The last few legislative sessions, Iowa Republican lawmakers have called for rooting out politics from classrooms. Now, the Department of Education is trying to inject its opinions into the science classroom.
Ironic, don’t you think?
What can we do?
The public comment period for the science standards is ongoing until February 3. But the survey provided for input reminds me of a political push poll. (A push poll is a survey where the objective is to sway voters using manipulative questions.)
I chose to write my responses in the survey, instead of the option of “providing more detailed feedback regarding specific standards,” simply because that option is difficult to maneuver and even more difficult to read. I would suggest clearly writing in the space provided in each question, your objection to the standards written by the Department of Education. That is how I completed the survey. I urge you to do the same.

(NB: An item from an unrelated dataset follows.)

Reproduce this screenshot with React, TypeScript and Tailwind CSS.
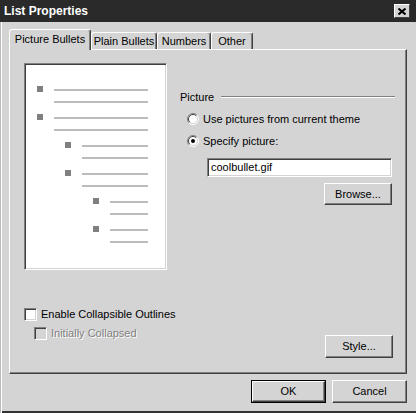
import React from "react";

function Radio({ checked }: { checked?: boolean }) {
  return (
    <svg width="12" height="12" viewBox="0 0 12 12" className="shrink-0">
      <circle cx="6" cy="6" r="5" fill="#fff" />
      <path d="M9.9 2.1 A5.5 5.5 0 0 0 2.1 9.9" stroke="#808080" fill="none" />
      <path d="M2.1 9.9 A5.5 5.5 0 0 0 9.9 2.1" stroke="#fff" fill="none" />
      <path d="M9.2 2.8 A4.5 4.5 0 0 0 2.8 9.2" stroke="#404040" fill="none" />
      <path d="M2.8 9.2 A4.5 4.5 0 0 0 9.2 2.8" stroke="#d4d4d4" fill="none" />
      {checked && <circle cx="6" cy="6" r="2" fill="#000" />}
    </svg>
  );
}

function Check({ disabled }: { disabled?: boolean }) {
  return (
    <div
      className={
        disabled
          ? "w-[13px] h-[13px] shrink-0 bg-[#d4d4d4] border border-t-[#808080] border-l-[#808080] border-b-white border-r-white shadow-[inset_1px_1px_0_#404040,inset_-1px_-1px_0_#d4d4d4]"
          : "w-[13px] h-[13px] shrink-0 bg-white border border-t-[#808080] border-l-[#808080] border-b-white border-r-white shadow-[inset_1px_1px_0_#404040,inset_-1px_-1px_0_#d4d4d4]"
      }
    />
  );
}

const btn =
  "flex items-center justify-center bg-[#d4d4d4] border border-t-white border-l-white border-r-[#404040] border-b-[#404040] shadow-[inset_-1px_-1px_0_#808080]";

const items = [
  { indent: "ml-0" },
  { indent: "ml-0" },
  { indent: "ml-[28px]" },
  { indent: "ml-[28px]" },
  { indent: "ml-[56px]" },
  { indent: "ml-[56px]" },
];

export default function App() {
  return (
    <div className="w-[416px] h-[413px] bg-[#d4d4d4] flex flex-col font-['Liberation_Sans',Arial,sans-serif] text-[11px] text-black shadow-[inset_1px_0_0_#bbbbbb,inset_2px_0_0_#ffffff,inset_0_-2px_0_#333333] overflow-hidden">
      {/* Title bar */}
      <div className="h-[22px] shrink-0 bg-[#2a2a2a] flex items-center justify-between pl-[4px] pr-[6px]">
        <span className="text-white font-bold text-[12px] leading-none">List Properties</span>
        <div className="w-[16px] h-[14px] bg-[#d4d4d4] border border-t-white border-l-white border-r-[#404040] border-b-[#404040] flex items-center justify-center">
          <svg width="8" height="7" viewBox="0 0 8 7">
            <path d="M0.5 0.5 L7.5 6.5 M7.5 0.5 L0.5 6.5" stroke="#000" strokeWidth="2" />
          </svg>
        </div>
      </div>

      {/* Body */}
      <div className="flex-1 flex flex-col px-[9px] pt-[7px]">
        {/* Tabs */}
        <div className="flex items-end h-[20px]">
          <div className="relative z-10 -mb-[1px] w-[82px] h-[21px] bg-[#d4d4d4] border-t border-l border-white border-r border-r-[#404040] shadow-[inset_-1px_0_0_#808080] rounded-t-[3px] flex justify-center pt-[3px] leading-[13px]">
            Picture Bullets
          </div>
          <div className="w-[66px] h-[17px] bg-[#d4d4d4] border-t border-l border-white border-r border-r-[#404040] shadow-[inset_-1px_0_0_#808080] rounded-t-[3px] flex justify-center pt-[2px] leading-[13px]">
            Plain Bullets
          </div>
          <div className="w-[54px] h-[17px] bg-[#d4d4d4] border-t border-l border-white border-r border-r-[#404040] shadow-[inset_-1px_0_0_#808080] rounded-t-[3px] flex justify-center pt-[2px] leading-[13px]">
            Numbers
          </div>
          <div className="w-[42px] h-[17px] bg-[#d4d4d4] border-t border-l border-white border-r border-r-[#404040] shadow-[inset_-1px_0_0_#808080] rounded-t-[3px] flex justify-center pt-[2px] leading-[13px]">
            Other
          </div>
        </div>

        {/* Panel */}
        <div className="w-[398px] h-[325px] shrink-0 flex flex-col border border-t-white border-l-white border-r-[#404040] border-b-[#404040] shadow-[inset_-1px_-1px_0_#808080]">
          <div className="flex pl-[14px] pt-[13px]">
            {/* Preview */}
            <div className="w-[143px] h-[207px] bg-white border border-t-[#808080] border-l-[#808080] border-b-white border-r-white shadow-[inset_1px_1px_0_#404040,inset_-1px_-1px_0_#d4d4d4] pl-[12px] pr-[18px] pt-[22px]">
              {items.map((it, i) => (
                <div key={i} className={"flex h-[28px] " + it.indent}>
                  <div className="w-[6px] h-[6px] bg-[#808080] shrink-0" />
                  <div className="flex-1 ml-[11px] flex flex-col">
                    <div className="mt-[3px] h-[2px] bg-[#bcbcbc]" />
                    <div className="mt-[10px] h-[2px] bg-[#bcbcbc]" />
                  </div>
                </div>
              ))}
            </div>

            {/* Right column */}
            <div className="ml-[13px] mt-[23px] w-[215px] flex flex-col">
              <div className="h-[22px] flex items-center">
                <span>Picture</span>
                <div className="flex-1 ml-[7px] border-t border-t-[#808080] border-b border-b-white" />
              </div>
              <div className="h-[22px] flex items-center pl-[7px] gap-[4px]">
                <Radio />
                <span>Use pictures from current theme</span>
              </div>
              <div className="h-[22px] flex items-center pl-[7px] gap-[4px]">
                <Radio checked />
                <span>Specify picture:</span>
              </div>
              <div className="mt-[6px] ml-[27px] w-[185px] h-[19px] bg-white border border-t-[#808080] border-l-[#808080] border-b-white border-r-white shadow-[inset_1px_1px_0_#404040,inset_-1px_-1px_0_#d4d4d4] flex items-center pl-[3px]">
                coolbullet.gif
              </div>
              <div className="mt-[6px] ml-[144px] w-[68px]">
                <div className={btn + " h-[22px] w-[68px]"}>Browse...</div>
              </div>
            </div>
          </div>

          {/* Bottom area */}
          <div className="flex justify-between pl-[14px] pr-[13px] mt-[38px]">
            <div className="flex flex-col">
              <div className="h-[13px] flex items-center gap-[4px]">
                <Check />
                <span>Enable Collapsible Outlines</span>
              </div>
              <div className="mt-[6px] pl-[10px] h-[13px] flex items-center gap-[4px]">
                <Check disabled />
                <span className="text-[#808080] [text-shadow:1px_1px_0_#fff]">Initially Collapsed</span>
              </div>
            </div>
            <div className={btn + " mt-[27px] w-[68px] h-[23px]"}>Style...</div>
          </div>
        </div>

        {/* Buttons */}
        <div className="mt-[6px] flex justify-end gap-[6px]">
          <div className="w-[75px] h-[23px] border border-black">
            <div className={btn + " w-full h-full"}>OK</div>
          </div>
          <div className={btn + " w-[75px] h-[23px]"}>Cancel</div>
        </div>
      </div>
    </div>
  );
}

https://educate.iowa.gov/headline-story/2025-01-03/public-comment-period-opens-state-science-standards
At legislative forums, we need to ask state lawmakers if they support anonymous agency personnel making unilateral changes, overriding a committee of 37 science educators.
If these changes stand as revised, teachers need to continue teaching the truth. The standards are guidelines, and teachers should continue to teach what research strongly shows.
I respect differing opinions. My hobby is writing editorials, so I’m certainly not shy about sharing mine. But we shouldn’t be deceived by opinion masquerading as fact, especially in the science classroom.